As the probe went on, Winston dated Lorber’s daughter, Eve, and married her in April 2000. Their divorce is pending, according to Winston’s attorney, Judd Burstein.

Winston was indicted in March 2001. He pleaded guilty to conspiracy to commit securities fraud and conspiracy to commit money laundering.

In May 2005, Eastern District Judge Nicholas Garaufis (See Profile) sentenced him to 10 years of probation and restitution of more than $108 million. Winston also was banned for life from associating with a broker or dealer.

Winston’s probation ended in 2010, with five years being the legal limit for probation, said Burstein.

Lorber’s complaint, filed in July, claims Winston convinced her family the case against him was “unjust” and that she was not aware of the restitution order.

Winston then allegedly seized on a chance to manage Lorber’s finances. At that point, Lorber’s complaint said, Winston “abused his position to fraudulently borrow or outright steal funds from [Lorber] in the aggregate amount of approximately $10,000,000.”

Burstein said the allegations are “demonstrably false” and a motion to dismiss is pending.

Less than a month after the complaint was filed, Winston moved to disqualify Sorkin.

Sorkin argued that the disqualification motion was premised on “matters wholly unrelated” to the suit and called it “a desperate attempt to forestall the inevitable determination” that Winston defrauded Lorber.

In October, Winston filed a motion to dismiss the complaint, or at least disqualify Sorkin, based on Sorkin’s use of a memorandum drafted but never filed by the law firm of Gerald Lefcourt P.C., representing Winston while he was on probation.

Spatt said the document, filed under seal, appeared to be formatted as a memorandum of law but had several blank pages and an unsigned signature line.

‘Varying Accounts’

Winston objected to Sorkin’s “improper and unethical use of a plainly privileged draft of a memorandum of law.”

Winston said he did not share the memorandum with anyone but Eve before their divorce proceedings at a time he thought they had a successful marriage.

Sorkin argued that motion was the “height of frivolity.” He said there was “no privilege of any kind” and, if there had been, the privilege had been waived.

Spatt observed that Sorkin offered “varying accounts” of how he got the memorandum.

At an Oct. 5 court conference, Sorkin said the document “was given to a third party” who passed it along to another party who gave Sorkin the memorandum in the presence of the first third party.

But in court papers, Sorkin said he received a copy of the memorandum from the offices of Raoul Felder, who had previously represented Eve in the divorce proceedings.

In an affidavit, Sorkin said that when receiving the memorandum, neither Felder nor his associate told him the document was privileged. Sorkin said Felder told him the memorandum had been given to him by Lorber or her daughter.
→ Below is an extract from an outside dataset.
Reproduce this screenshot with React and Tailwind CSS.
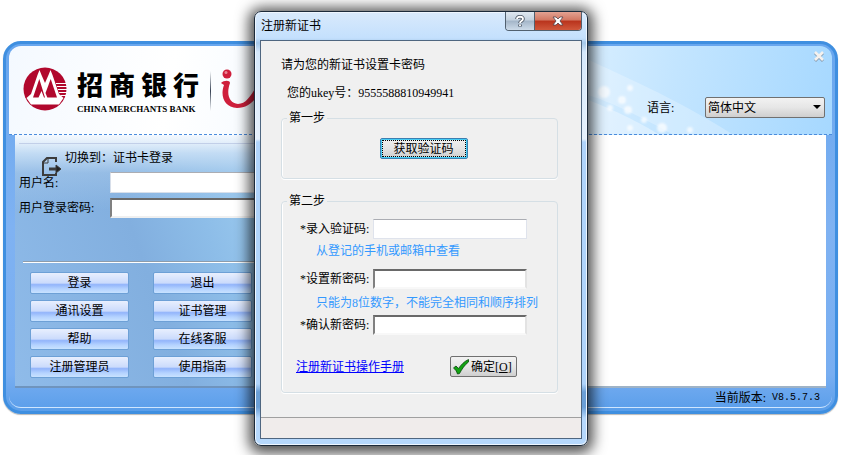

Felder said in an affidavit that he did not recall the circumstances surrounding actual receipt of the document.

Spatt observed the regulatory investigation and the criminal case all happened before Winston allegedly began defrauding Lorber.

But the facts of those issues would “undoubtedly be material…as Winston’s intent and credibility will be key issues” in the current litigation.
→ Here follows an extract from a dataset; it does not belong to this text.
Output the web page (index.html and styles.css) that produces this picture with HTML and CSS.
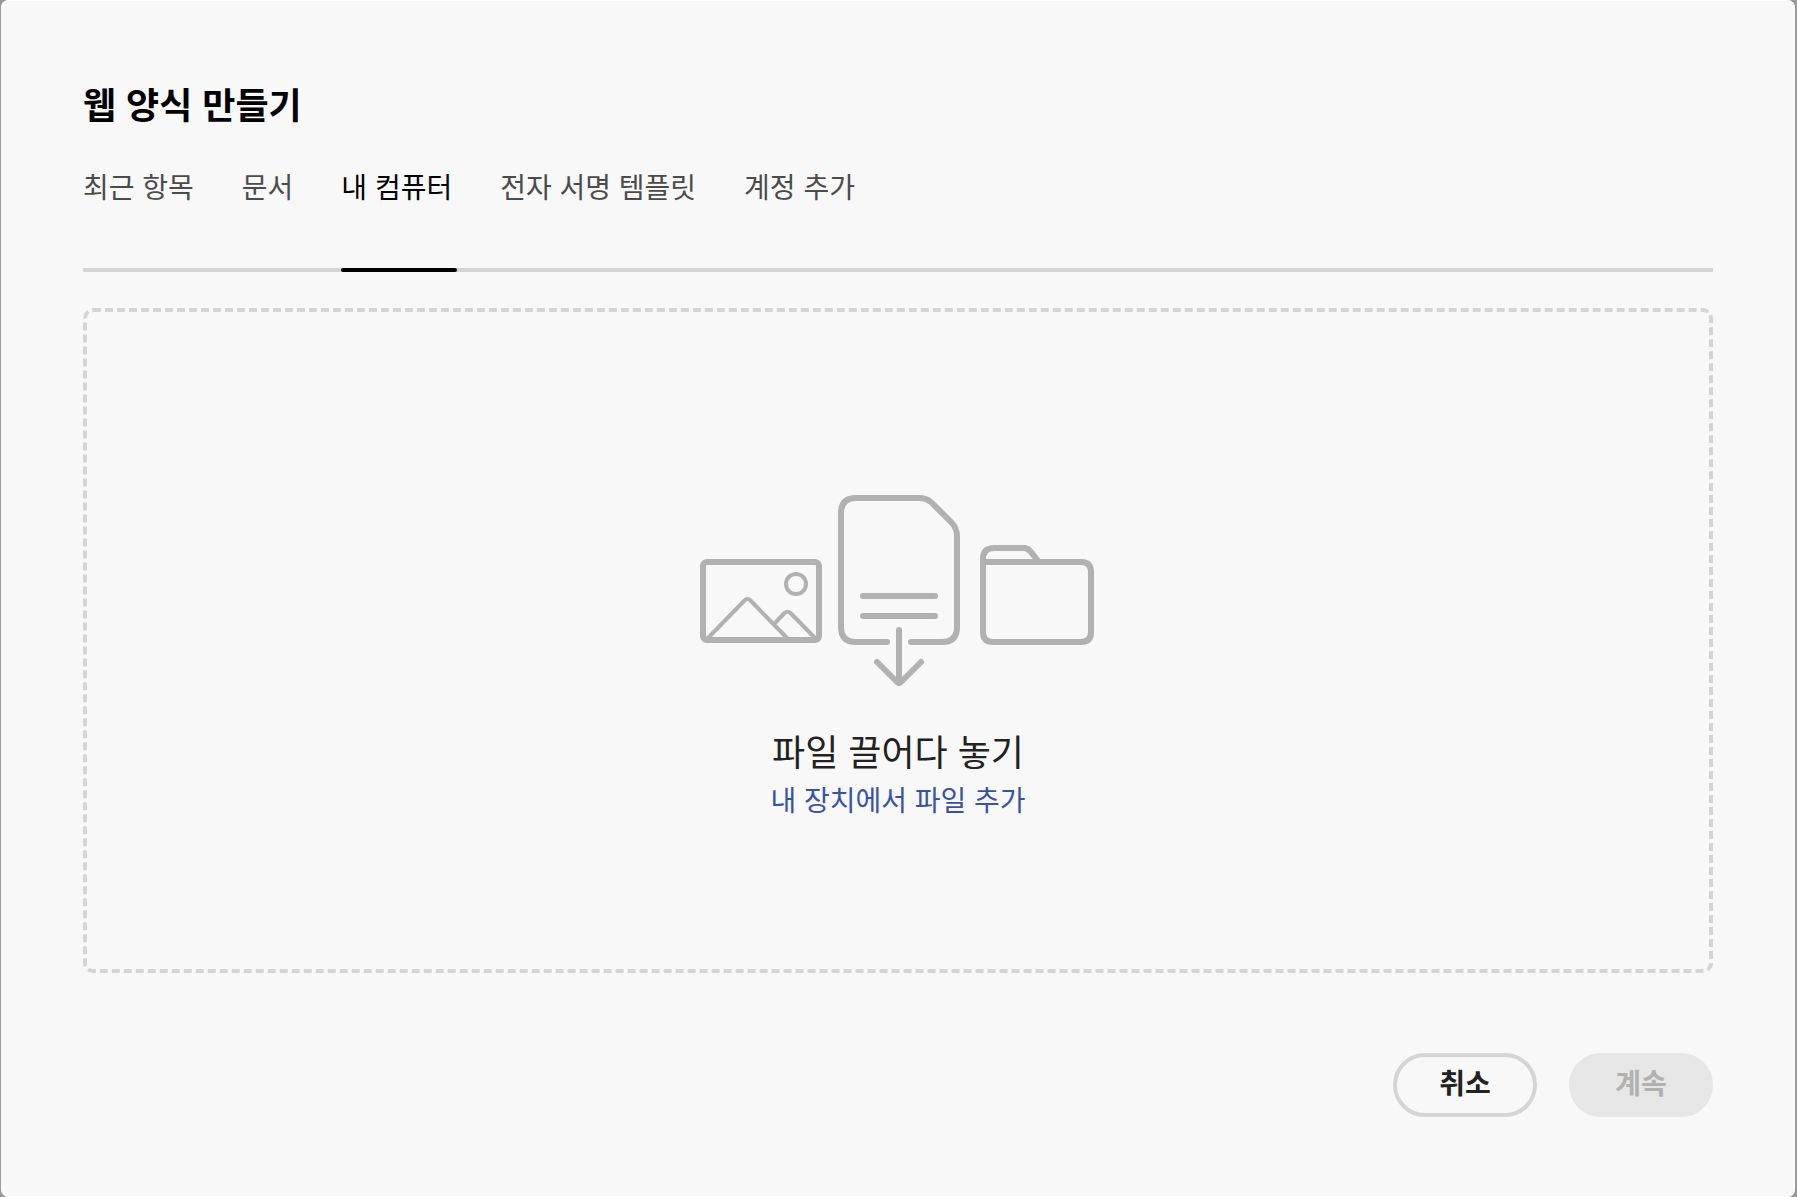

He said the possibility of Sorkin’s cross-examination of Winston was “sufficient ground” for disqualification.

Spatt said that courts generally have held that the prospect of attorneys cross-examining former clients generally does not require disqualification, but those courts also have recognized that they must be vigilant in avoiding any taint of the trial process.

“Here, the possibility for trial taint is clear,” Spatt wrote, later adding, “These prior criminal conduct issues are ideal subjects for cross-examination, and they are within the knowledge of attorney Sorkin. His obligation to the Plaintiff is to use this information against Winston, his former client. If he declines to use this information, he will be violating his duty to Lorber, his present client. Unfortunately, this serious conflicting dilemma can only be avoided by removing Sorkin as counsel for the Plaintiff in this case.”

Spatt said it also was “clear” Winston proved the document was shielded by the work-product privilege.

Spatt said that Winston may have given the memorandum to his wife, but “this alone is not enough to waive the work product privilege.”

Waiver of the privilege, Spatt continued, constitutes more than disclosure to a third party and had to result “in a substantial increase in the risk that it will be obtained by an adversary.”

Winston had “no reason” to think the document would end up in the hands of a “potential adversary,” the judge said.

Moreover, he said the memorandum was protected by the “marital communications privilege” because at the time of disclosure, Winston’s marriage was still “viable.”

Asked about Sorkin’s disqualification, Burstein said, “I feel terrible, but it is an entirely self-inflicted wound.” He later added, “It’s sad. The last person I want to do this to is Ike Sorkin, someone who I always admired.”

Lorber also had been represented by Lowenstein attorneys Savannah Stevenson and Nicole Pappas De Bellol.